En France, la soudaine nécessité de « réformer » le système des retraites de l’été 2010
Nicolas Sarkozy s’était fait élire en 2007 sur un programme qui comportait l’engagement de ne pas toucher aux retraites au cours de son mandat. Trois ans plus tard, la réforme des retraites est devenue impérative, qualifiée par lui de « mère de toutes les réformes ». Une dépêche de l’agence de presse Reuters du 16 juin 2010 explique fort bien pourquoi (les références allant dans ce sens abondent) : « Le paquet de mesures dévoilé mercredi par le ministre du Travail Éric Woerth vise à rééquilibrer dès 2018 le système de retraites, qui autrement aurait présenté à cette date un déficit estimé à plus de 40 milliards d’euros […]. Avec son calendrier accéléré, la réforme des retraites en France devrait satisfaire les agences de notation, veut croire le gouvernement. Les sources de Bercy insistent sur le calendrier accéléré de la réforme, alors que la date de 2020 était jusqu’ici la plus souvent évoquée pour l’élimination du déficit des retraites. Le président de la République a vivement souhaité que le problème soit rapidement réglé tout en restant socialement supportable et équitable pour l’ensemble de la population. Pour sa part, le ministère des Finances espère voir confortée la note AAA dont bénéficie la dette souveraine de la France sur les marchés financiers. »

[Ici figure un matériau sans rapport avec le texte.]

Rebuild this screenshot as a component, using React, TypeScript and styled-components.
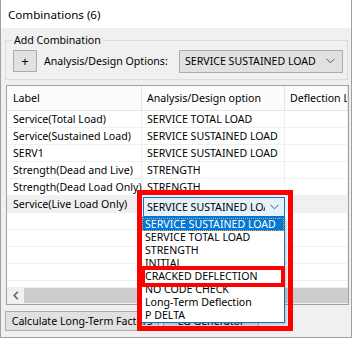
import React from 'react';
import styled, { createGlobalStyle } from 'styled-components';

const FONT = '"Noto Sans", "Open Sans", sans-serif';

const GlobalStyle = createGlobalStyle`
  body {
    margin: 0;
    background: #ffffff;
  }
  * {
    box-sizing: border-box;
  }
`;

const Window = styled.div`
  position: relative;
  width: 352px;
  height: 338px;
  background: #f0f0f0;
  border: 1px solid #a0a0a0;
  border-top: none;
  font-family: ${FONT};
  font-size: 10.6px;
  color: #000;
  overflow: hidden;
`;

const TitleBar = styled.div`
  height: 28px;
  background: #ffffff;
  padding-left: 7px;
  display: flex;
  align-items: center;
  font-size: 11.6px;
`;

const GroupBox = styled.fieldset`
  margin: 4px 0 0 4px;
  width: 343px;
  height: 48px;
  padding: 0 4px 0 7px;
  border: 1px solid #dcdcdc;
  min-width: 0;
`;

const Legend = styled.legend`
  padding: 0 2px;
  margin-left: -1px;
  line-height: 16px;
`;

const OptionsRow = styled.div`
  display: flex;
  align-items: center;
  height: 24px;
  margin-top: 1px;
`;

const PlusButton = styled.button`
  width: 24px;
  height: 22px;
  padding: 0;
  background: #e1e1e1;
  border: 1px solid #adadad;
  font-family: ${FONT};
  font-size: 13px;
  line-height: 1;
  color: #000;
`;

const OptionsLabel = styled.span`
  margin-left: 7px;
`;

const Combo = styled.div`
  margin-left: auto;
  width: 164px;
  height: 23px;
  background: #e1e1e1;
  border: 1px solid #adadad;
  padding: 0 7px 0 5px;
  display: flex;
  align-items: center;
  justify-content: space-between;
`;

const Grid = styled.div`
  margin: 5px 0 0 5px;
  width: 343px;
  height: 220px;
  border: 1px solid #a0a0a0;
  background: #ffffff;
  display: flex;
  flex-direction: column;
  overflow: hidden;
`;

const COLUMNS = '135px 143px 1fr';

const HeaderRow = styled.div`
  display: grid;
  grid-template-columns: ${COLUMNS};
  height: 25px;
  flex: none;
  border-bottom: 1px solid #e5e5e5;
  background: #fcfcfc;
`;

const HeaderCell = styled.div<{ $pad: number }>`
  display: flex;
  align-items: center;
  padding-left: ${(p) => p.$pad}px;
  border-right: 1px solid #e5e5e5;
  white-space: nowrap;
  overflow: hidden;
`;

const Body = styled.div`
  flex: 1;
  overflow: hidden;
`;

const Row = styled.div<{ $current?: boolean }>`
  display: grid;
  grid-template-columns: ${COLUMNS};
  height: 17px;
  border-bottom: 1px solid #f0f0f0;
  background: ${(p) => (p.$current ? '#f0f0f0' : '#ffffff')};
`;

const Cell = styled.div<{ $pad: number }>`
  position: relative;
  display: flex;
  align-items: center;
  padding-left: ${(p) => p.$pad}px;
  border-right: 1px solid #f0f0f0;
  white-space: nowrap;
  overflow: visible;
`;

const Editor = styled.div`
  position: absolute;
  top: 1px;
  left: 1px;
  width: 142px;
  height: 20px;
  background: #e5f1fb;
  border: 1px solid #0078d7;
  display: flex;
  align-items: center;
  z-index: 1;
`;

const EditorText = styled.span`
  flex: 1;
  overflow: hidden;
  white-space: nowrap;
  padding-left: 3px;
`;

const EditorArrow = styled.span`
  width: 19px;
  display: flex;
  align-items: center;
  justify-content: center;
`;

const ScrollBar = styled.div`
  height: 17px;
  flex: none;
  display: flex;
  background: #f0f0f0;
`;

const ScrollArrow = styled.div`
  width: 17px;
  display: flex;
  align-items: center;
  justify-content: center;
`;

const ScrollThumb = styled.div`
  flex: 1;
  margin: 1px 0;
  background: #cdcdcd;
`;

const ButtonRow = styled.div`
  display: flex;
  gap: 4px;
  margin: 6px 0 0 4px;
`;

const ActionButton = styled.button<{ $width: number }>`
  width: ${(p) => p.$width}px;
  height: 20px;
  padding: 0;
  background: #e1e1e1;
  border: 1px solid #adadad;
  font-family: ${FONT};
  font-size: 10.6px;
  color: #000;
  white-space: nowrap;
  overflow: hidden;
`;

const DropList = styled.ul`
  position: absolute;
  left: 140px;
  top: 217px;
  width: 144px;
  margin: 0;
  padding: 0;
  list-style: none;
  background: #ffffff;
  border: 1px solid #0078d7;
  box-shadow: 2px 2px 3px rgba(0, 0, 0, 0.18);
  z-index: 2;
`;

const DropItem = styled.li<{ $selected?: boolean }>`
  height: 13px;
  line-height: 13px;
  padding-left: 3px;
  white-space: nowrap;
  overflow: hidden;
  background: ${(p) => (p.$selected ? '#0078d7' : 'transparent')};
  color: ${(p) => (p.$selected ? '#ffffff' : '#000')};
  outline: ${(p) => (p.$selected ? '1px dotted #f7a440' : 'none')};
  outline-offset: -1px;
`;

const Callout = styled.div<{ $top: number; $left: number; $w: number; $h: number; $t: number }>`
  position: absolute;
  top: ${(p) => p.$top}px;
  left: ${(p) => p.$left}px;
  width: ${(p) => p.$w}px;
  height: ${(p) => p.$h}px;
  border: ${(p) => p.$t}px solid #ff0000;
  z-index: 3;
  pointer-events: none;
`;

const Chevron = () => (
  <svg width="9" height="6" viewBox="0 0 9 6">
    <polyline points="0.5,0.8 4.5,4.8 8.5,0.8" fill="none" stroke="#555" strokeWidth="1" />
  </svg>
);

const LeftArrow = () => (
  <svg width="6" height="9" viewBox="0 0 6 9">
    <polyline points="4.8,0.8 1.2,4.5 4.8,8.2" fill="none" stroke="#606060" strokeWidth="1.6" />
  </svg>
);

const combinations = [
  { label: 'Service(Total Load)', option: 'SERVICE TOTAL LOAD' },
  { label: 'Service(Sustained Load)', option: 'SERVICE SUSTAINED LOAD' },
  { label: 'SERV1', option: 'SERVICE SUSTAINED LOAD' },
  { label: 'Strength(Dead and Live)', option: 'STRENGTH' },
  { label: 'Strength(Dead Load Only)', option: 'STRENGTH' },
];

const options = [
  'SERVICE SUSTAINED LOAD',
  'SERVICE TOTAL LOAD',
  'STRENGTH',
  'INITIAL',
  'CRACKED DEFLECTION',
  'NO CODE CHECK',
  'Long-Term Deflection',
  'P DELTA',
];

const App: React.FC = () => {
  return (
    <Window>
      <GlobalStyle />
      <TitleBar>Combinations (6)</TitleBar>
      <GroupBox>
        <Legend>Add Combination</Legend>
        <OptionsRow>
          <PlusButton>+</PlusButton>
          <OptionsLabel>Analysis/Design Options:</OptionsLabel>
          <Combo>
            <span>SERVICE SUSTAINED LOAD</span>
            <Chevron />
          </Combo>
        </OptionsRow>
      </GroupBox>
      <Grid>
        <HeaderRow>
          <HeaderCell $pad={6}>Label</HeaderCell>
          <HeaderCell $pad={5}>Analysis/Design option</HeaderCell>
          <HeaderCell $pad={5}>Deflection Load</HeaderCell>
        </HeaderRow>
        <Body>
          {combinations.map((c) => (
            <Row key={c.label}>
              <Cell $pad={6}>{c.label}</Cell>
              <Cell $pad={5}>{c.option}</Cell>
              <Cell $pad={5} />
            </Row>
          ))}
          <Row $current>
            <Cell $pad={6}>Service(Live Load Only)</Cell>
            <Cell $pad={5}>
              <Editor>
                <EditorText>SERVICE SUSTAINED LOAD</EditorText>
                <EditorArrow>
                  <Chevron />
                </EditorArrow>
              </Editor>
            </Cell>
            <Cell $pad={5} />
          </Row>
          {[0, 1, 2, 3, 4].map((i) => (
            <Row key={i}>
              <Cell $pad={6} />
              <Cell $pad={5} />
              <Cell $pad={5} />
            </Row>
          ))}
        </Body>
        <ScrollBar>
          <ScrollArrow>
            <LeftArrow />
          </ScrollArrow>
          <ScrollThumb />
        </ScrollBar>
      </Grid>
      <ButtonRow>
        <ActionButton $width={154}>Calculate Long-Term Factors</ActionButton>
        <ActionButton $width={96}>LG Generator</ActionButton>
      </ButtonRow>
      <DropList>
        {options.map((o, i) => (
          <DropItem key={o} $selected={i === 0}>
            {o}
          </DropItem>
        ))}
      </DropList>
      <Callout $top={190} $left={136} $w={156} $h={141} $t={5} />
      <Callout $top={266} $left={140} $w={144} $h={21} $t={4} />
    </Window>
  );
};

export default App;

Objectif confirmé par François Fillon dans une intervention du 25 juin : « Ce qui est en jeu, c’est la crédibilité financière de la France, c’est la qualité de notre signature, donc le niveau auquel nous empruntons, et c’est ultimement, au fond, une part de notre souveraineté. » Phrase qui mérite d’être analysée, en raison de la définition tout à fait nouvelle que le Premier ministre donne de la souveraineté. Il fait dépendre celle-ci des desiderata des banques et des fonds de placement, français et étrangers (ceux-ci détenant une part pouvant varier, selon les émissions, d’environ deux tiers des bons du Trésor et titres de la dette publique). Frédéric Lordon est l’un de ceux qui ont énoncé en premier la portée de la « configuration inédite de la politique moderne dans laquelle nous a fait entrer la libéralisation financière internationale. Car on croyait le peuple souverain la seule communauté de référence de l’État, son ayant droit exclusif, l’unique objet de ses devoirs, et l’on aperçoit comme jamais à l’occasion de la réforme des retraites que, contrairement à de stupides idées reçues, le pouvoir politique ne gouverne pas pour ceux dont il a reçu la “légitimité” – mais pour d’autres. Il y a donc un tiers intrus au contrat social et l’on découvre que, littéralement parlant, c’est lui qui fait la loi ».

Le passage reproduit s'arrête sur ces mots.